### RAW DATA:
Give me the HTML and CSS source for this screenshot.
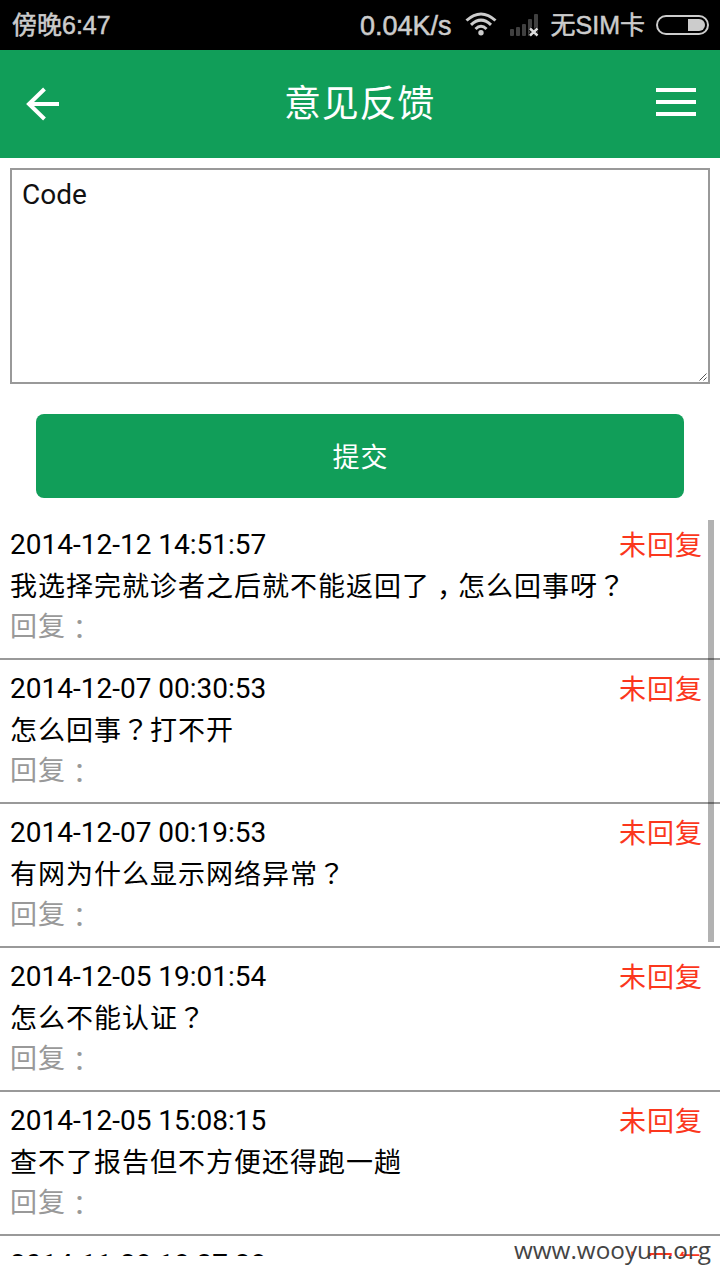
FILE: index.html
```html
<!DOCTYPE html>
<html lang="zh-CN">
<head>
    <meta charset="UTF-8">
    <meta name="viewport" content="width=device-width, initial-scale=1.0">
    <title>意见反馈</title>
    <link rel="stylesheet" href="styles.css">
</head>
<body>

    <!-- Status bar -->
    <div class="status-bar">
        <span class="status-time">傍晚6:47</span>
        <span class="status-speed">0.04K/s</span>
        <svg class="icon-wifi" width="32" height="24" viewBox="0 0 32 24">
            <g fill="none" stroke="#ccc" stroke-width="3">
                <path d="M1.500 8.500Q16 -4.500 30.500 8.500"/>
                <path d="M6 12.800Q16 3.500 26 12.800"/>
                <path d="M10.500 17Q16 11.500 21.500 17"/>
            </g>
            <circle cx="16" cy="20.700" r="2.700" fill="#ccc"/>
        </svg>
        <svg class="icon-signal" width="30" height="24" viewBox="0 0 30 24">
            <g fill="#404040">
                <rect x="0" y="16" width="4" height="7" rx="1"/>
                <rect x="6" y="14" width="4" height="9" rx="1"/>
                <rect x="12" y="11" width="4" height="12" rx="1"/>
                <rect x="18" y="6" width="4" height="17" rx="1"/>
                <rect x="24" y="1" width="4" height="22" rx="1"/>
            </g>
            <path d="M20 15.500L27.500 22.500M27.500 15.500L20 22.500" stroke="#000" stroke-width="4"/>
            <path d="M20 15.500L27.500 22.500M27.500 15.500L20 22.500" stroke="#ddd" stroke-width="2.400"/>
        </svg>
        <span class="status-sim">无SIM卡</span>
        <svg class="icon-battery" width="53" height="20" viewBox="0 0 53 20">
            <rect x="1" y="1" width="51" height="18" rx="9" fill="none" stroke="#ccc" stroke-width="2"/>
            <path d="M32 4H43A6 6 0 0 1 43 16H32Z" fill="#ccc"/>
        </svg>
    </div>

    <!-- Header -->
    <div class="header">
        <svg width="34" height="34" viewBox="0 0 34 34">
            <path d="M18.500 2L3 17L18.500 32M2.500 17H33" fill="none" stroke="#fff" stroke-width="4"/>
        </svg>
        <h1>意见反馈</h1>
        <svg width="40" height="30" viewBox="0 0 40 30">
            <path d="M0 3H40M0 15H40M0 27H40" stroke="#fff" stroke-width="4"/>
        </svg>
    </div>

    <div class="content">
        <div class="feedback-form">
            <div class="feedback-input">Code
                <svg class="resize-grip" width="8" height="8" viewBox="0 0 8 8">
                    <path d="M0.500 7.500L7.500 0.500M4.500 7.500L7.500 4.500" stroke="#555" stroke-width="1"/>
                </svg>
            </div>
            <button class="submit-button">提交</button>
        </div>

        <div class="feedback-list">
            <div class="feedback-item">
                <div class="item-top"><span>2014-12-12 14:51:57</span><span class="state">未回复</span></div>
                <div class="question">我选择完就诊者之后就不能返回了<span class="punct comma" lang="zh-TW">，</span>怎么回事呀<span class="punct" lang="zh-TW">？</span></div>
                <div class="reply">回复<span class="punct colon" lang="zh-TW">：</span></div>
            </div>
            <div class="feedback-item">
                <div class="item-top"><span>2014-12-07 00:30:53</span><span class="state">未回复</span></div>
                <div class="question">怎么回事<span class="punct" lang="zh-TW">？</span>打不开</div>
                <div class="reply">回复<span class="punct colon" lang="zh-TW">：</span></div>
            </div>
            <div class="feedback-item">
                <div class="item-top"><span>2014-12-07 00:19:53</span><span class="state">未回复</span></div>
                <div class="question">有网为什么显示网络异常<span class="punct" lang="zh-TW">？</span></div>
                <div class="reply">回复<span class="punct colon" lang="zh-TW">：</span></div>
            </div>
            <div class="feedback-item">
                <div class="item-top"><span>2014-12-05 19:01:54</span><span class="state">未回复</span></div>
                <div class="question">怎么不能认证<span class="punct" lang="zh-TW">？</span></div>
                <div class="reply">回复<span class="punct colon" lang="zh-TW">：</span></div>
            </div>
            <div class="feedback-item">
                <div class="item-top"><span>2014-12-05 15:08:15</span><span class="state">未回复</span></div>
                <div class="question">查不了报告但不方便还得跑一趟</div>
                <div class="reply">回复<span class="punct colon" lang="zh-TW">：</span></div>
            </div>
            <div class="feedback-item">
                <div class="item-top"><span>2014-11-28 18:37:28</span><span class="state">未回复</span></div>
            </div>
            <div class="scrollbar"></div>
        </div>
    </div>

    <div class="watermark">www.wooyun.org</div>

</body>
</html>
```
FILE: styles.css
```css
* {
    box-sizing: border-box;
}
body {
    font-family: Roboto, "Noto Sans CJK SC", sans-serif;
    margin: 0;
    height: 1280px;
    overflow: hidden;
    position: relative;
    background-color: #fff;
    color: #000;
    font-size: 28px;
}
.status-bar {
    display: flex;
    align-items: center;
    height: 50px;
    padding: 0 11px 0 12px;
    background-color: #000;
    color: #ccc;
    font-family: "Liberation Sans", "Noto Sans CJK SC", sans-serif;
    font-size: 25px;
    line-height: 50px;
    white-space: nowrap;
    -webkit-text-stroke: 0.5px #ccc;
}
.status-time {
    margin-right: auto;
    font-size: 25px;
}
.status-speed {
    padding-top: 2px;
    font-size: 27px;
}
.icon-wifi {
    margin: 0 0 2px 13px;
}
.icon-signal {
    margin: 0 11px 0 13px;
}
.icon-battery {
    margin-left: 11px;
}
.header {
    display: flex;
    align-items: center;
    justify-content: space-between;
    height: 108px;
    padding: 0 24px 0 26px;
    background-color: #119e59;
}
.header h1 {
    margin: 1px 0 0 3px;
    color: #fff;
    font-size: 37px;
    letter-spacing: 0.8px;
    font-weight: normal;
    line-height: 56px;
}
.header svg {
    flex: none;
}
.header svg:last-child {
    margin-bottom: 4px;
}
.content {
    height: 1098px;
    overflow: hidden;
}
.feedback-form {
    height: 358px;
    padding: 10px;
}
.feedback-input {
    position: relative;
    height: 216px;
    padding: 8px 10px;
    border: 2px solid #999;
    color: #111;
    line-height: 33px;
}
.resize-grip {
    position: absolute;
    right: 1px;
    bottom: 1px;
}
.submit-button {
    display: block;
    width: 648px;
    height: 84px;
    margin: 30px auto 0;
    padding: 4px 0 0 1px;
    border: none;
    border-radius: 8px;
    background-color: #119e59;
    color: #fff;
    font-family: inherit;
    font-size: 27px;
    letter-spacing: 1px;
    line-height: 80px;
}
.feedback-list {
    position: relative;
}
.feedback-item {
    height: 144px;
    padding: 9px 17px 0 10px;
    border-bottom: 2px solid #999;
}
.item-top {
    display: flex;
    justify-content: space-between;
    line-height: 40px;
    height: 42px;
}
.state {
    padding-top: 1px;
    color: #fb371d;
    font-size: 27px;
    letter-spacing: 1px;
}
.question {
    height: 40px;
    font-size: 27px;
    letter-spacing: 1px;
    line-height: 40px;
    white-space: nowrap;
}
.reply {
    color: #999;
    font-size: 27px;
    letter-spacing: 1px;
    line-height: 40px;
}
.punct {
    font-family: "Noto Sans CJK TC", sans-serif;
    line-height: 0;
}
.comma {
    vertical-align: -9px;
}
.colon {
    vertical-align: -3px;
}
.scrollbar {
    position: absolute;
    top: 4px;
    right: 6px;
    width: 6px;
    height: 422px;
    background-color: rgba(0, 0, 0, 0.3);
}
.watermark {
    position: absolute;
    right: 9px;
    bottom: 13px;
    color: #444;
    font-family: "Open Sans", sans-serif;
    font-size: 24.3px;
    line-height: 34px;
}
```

### WHAT TO PRODUCE:
Leave out the pictures and give the listing above again exactly.

### FINISHED TASK:
Give me the HTML and CSS source for this screenshot.
FILE: index.html
```html
<!DOCTYPE html>
<html lang="zh-CN">
<head>
    <meta charset="UTF-8">
    <meta name="viewport" content="width=device-width, initial-scale=1.0">
    <title>意见反馈</title>
    <link rel="stylesheet" href="styles.css">
</head>
<body>

    <!-- Status bar -->
    <div class="status-bar">
        <span class="status-time">傍晚6:47</span>
        <span class="status-speed">0.04K/s</span>
        <svg class="icon-wifi" width="32" height="24" viewBox="0 0 32 24">
            <g fill="none" stroke="#ccc" stroke-width="3">
                <path d="M1.500 8.500Q16 -4.500 30.500 8.500"/>
                <path d="M6 12.800Q16 3.500 26 12.800"/>
                <path d="M10.500 17Q16 11.500 21.500 17"/>
            </g>
            <circle cx="16" cy="20.700" r="2.700" fill="#ccc"/>
        </svg>
        <svg class="icon-signal" width="30" height="24" viewBox="0 0 30 24">
            <g fill="#404040">
                <rect x="0" y="16" width="4" height="7" rx="1"/>
                <rect x="6" y="14" width="4" height="9" rx="1"/>
                <rect x="12" y="11" width="4" height="12" rx="1"/>
                <rect x="18" y="6" width="4" height="17" rx="1"/>
                <rect x="24" y="1" width="4" height="22" rx="1"/>
            </g>
            <path d="M20 15.500L27.500 22.500M27.500 15.500L20 22.500" stroke="#000" stroke-width="4"/>
            <path d="M20 15.500L27.500 22.500M27.500 15.500L20 22.500" stroke="#ddd" stroke-width="2.400"/>
        </svg>
        <span class="status-sim">无SIM卡</span>
        <svg class="icon-battery" width="53" height="20" viewBox="0 0 53 20">
            <rect x="1" y="1" width="51" height="18" rx="9" fill="none" stroke="#ccc" stroke-width="2"/>
            <path d="M32 4H43A6 6 0 0 1 43 16H32Z" fill="#ccc"/>
        </svg>
    </div>

    <!-- Header -->
    <div class="header">
        <svg width="34" height="34" viewBox="0 0 34 34">
            <path d="M18.500 2L3 17L18.500 32M2.500 17H33" fill="none" stroke="#fff" stroke-width="4"/>
        </svg>
        <h1>意见反馈</h1>
        <svg width="40" height="30" viewBox="0 0 40 30">
            <path d="M0 3H40M0 15H40M0 27H40" stroke="#fff" stroke-width="4"/>
        </svg>
    </div>

    <div class="content">
        <div class="feedback-form">
            <div class="feedback-input">Code
                <svg class="resize-grip" width="8" height="8" viewBox="0 0 8 8">
                    <path d="M0.500 7.500L7.500 0.500M4.500 7.500L7.500 4.500" stroke="#555" stroke-width="1"/>
                </svg>
            </div>
            <button class="submit-button">提交</button>
        </div>

        <div class="feedback-list">
            <div class="feedback-item">
                <div class="item-top"><span>2014-12-12 14:51:57</span><span class="state">未回复</span></div>
                <div class="question">我选择完就诊者之后就不能返回了<span class="punct comma" lang="zh-TW">，</span>怎么回事呀<span class="punct" lang="zh-TW">？</span></div>
                <div class="reply">回复<span class="punct colon" lang="zh-TW">：</span></div>
            </div>
            <div class="feedback-item">
                <div class="item-top"><span>2014-12-07 00:30:53</span><span class="state">未回复</span></div>
                <div class="question">怎么回事<span class="punct" lang="zh-TW">？</span>打不开</div>
                <div class="reply">回复<span class="punct colon" lang="zh-TW">：</span></div>
            </div>
            <div class="feedback-item">
                <div class="item-top"><span>2014-12-07 00:19:53</span><span class="state">未回复</span></div>
                <div class="question">有网为什么显示网络异常<span class="punct" lang="zh-TW">？</span></div>
                <div class="reply">回复<span class="punct colon" lang="zh-TW">：</span></div>
            </div>
            <div class="feedback-item">
                <div class="item-top"><span>2014-12-05 19:01:54</span><span class="state">未回复</span></div>
                <div class="question">怎么不能认证<span class="punct" lang="zh-TW">？</span></div>
                <div class="reply">回复<span class="punct colon" lang="zh-TW">：</span></div>
            </div>
            <div class="feedback-item">
                <div class="item-top"><span>2014-12-05 15:08:15</span><span class="state">未回复</span></div>
                <div class="question">查不了报告但不方便还得跑一趟</div>
                <div class="reply">回复<span class="punct colon" lang="zh-TW">：</span></div>
            </div>
            <div class="feedback-item">
                <div class="item-top"><span>2014-11-28 18:37:28</span><span class="state">未回复</span></div>
            </div>
            <div class="scrollbar"></div>
        </div>
    </div>

    <div class="watermark">www.wooyun.org</div>

</body>
</html>
```
FILE: styles.css
```css
* {
    box-sizing: border-box;
}
body {
    font-family: Roboto, "Noto Sans CJK SC", sans-serif;
    margin: 0;
    height: 1280px;
    overflow: hidden;
    position: relative;
    background-color: #fff;
    color: #000;
    font-size: 28px;
}
.status-bar {
    display: flex;
    align-items: center;
    height: 50px;
    padding: 0 11px 0 12px;
    background-color: #000;
    color: #ccc;
    font-family: "Liberation Sans", "Noto Sans CJK SC", sans-serif;
    font-size: 25px;
    line-height: 50px;
    white-space: nowrap;
    -webkit-text-stroke: 0.5px #ccc;
}
.status-time {
    margin-right: auto;
    font-size: 25px;
}
.status-speed {
    padding-top: 2px;
    font-size: 27px;
}
.icon-wifi {
    margin: 0 0 2px 13px;
}
.icon-signal {
    margin: 0 11px 0 13px;
}
.icon-battery {
    margin-left: 11px;
}
.header {
    display: flex;
    align-items: center;
    justify-content: space-between;
    height: 108px;
    padding: 0 24px 0 26px;
    background-color: #119e59;
}
.header h1 {
    margin: 1px 0 0 3px;
    color: #fff;
    font-size: 37px;
    letter-spacing: 0.8px;
    font-weight: normal;
    line-height: 56px;
}
.header svg {
    flex: none;
}
.header svg:last-child {
    margin-bottom: 4px;
}
.content {
    height: 1098px;
    overflow: hidden;
}
.feedback-form {
    height: 358px;
    padding: 10px;
}
.feedback-input {
    position: relative;
    height: 216px;
    padding: 8px 10px;
    border: 2px solid #999;
    color: #111;
    line-height: 33px;
}
.resize-grip {
    position: absolute;
    right: 1px;
    bottom: 1px;
}
.submit-button {
    display: block;
    width: 648px;
    height: 84px;
    margin: 30px auto 0;
    padding: 4px 0 0 1px;
    border: none;
    border-radius: 8px;
    background-color: #119e59;
    color: #fff;
    font-family: inherit;
    font-size: 27px;
    letter-spacing: 1px;
    line-height: 80px;
}
.feedback-list {
    position: relative;
}
.feedback-item {
    height: 144px;
    padding: 9px 17px 0 10px;
    border-bottom: 2px solid #999;
}
.item-top {
    display: flex;
    justify-content: space-between;
    line-height: 40px;
    height: 42px;
}
.state {
    padding-top: 1px;
    color: #fb371d;
    font-size: 27px;
    letter-spacing: 1px;
}
.question {
    height: 40px;
    font-size: 27px;
    letter-spacing: 1px;
    line-height: 40px;
    white-space: nowrap;
}
.reply {
    color: #999;
    font-size: 27px;
    letter-spacing: 1px;
    line-height: 40px;
}
.punct {
    font-family: "Noto Sans CJK TC", sans-serif;
    line-height: 0;
}
.comma {
    vertical-align: -9px;
}
.colon {
    vertical-align: -3px;
}
.scrollbar {
    position: absolute;
    top: 4px;
    right: 6px;
    width: 6px;
    height: 422px;
    background-color: rgba(0, 0, 0, 0.3);
}
.watermark {
    position: absolute;
    right: 9px;
    bottom: 13px;
    color: #444;
    font-family: "Open Sans", sans-serif;
    font-size: 24.3px;
    line-height: 34px;
}
```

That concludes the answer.